R/pulsar-package.R

#' The pulsar package
#'
#' Graphical model selection with the pulsar package
#'
#' @details
#' This package provides methods to select a sparse, undirected graphical model by choosing a penalty parameter (lambda or \eqn{\lambda}) among a list of ordered values of lambda. We use an implementation of the Stability Approach to Regularization Selection (StARS, see references) inspired by the \pkg{huge} package.
#'
#' However, \pkg{pulsar} includes some major differences from other R packages for graphical model estimation and selection (\pkg{glasso}, \pkg{huge}, \pkg{QUIC}, \pkg{XMRF}, \pkg{clime}, \pkg{flare}, etc).
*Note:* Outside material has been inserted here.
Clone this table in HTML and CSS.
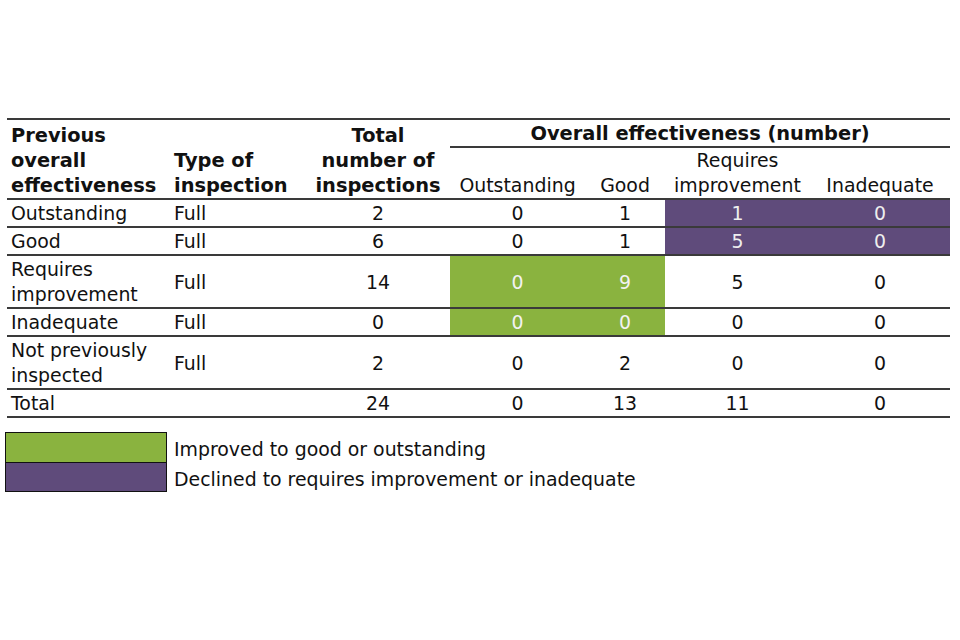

The underlying graphical model is computed by passing a function as an argument to \code{\link{pulsar}}. Thus, any algorithm for penalized graphical models can be used in this framework (see \code{\link{pulsar-function}} for more details), including those from the above packages. \pkg{pulsar} brings computational experiments under one roof by separating subsampling and calculation of summary criteria from the user-specified core model. The typical workflow in \pkg{pulsar} is to perform subsampling first (via the \code{\link{pulsar}}) and then refit the model on the full dataset using \code{\link{refit}}.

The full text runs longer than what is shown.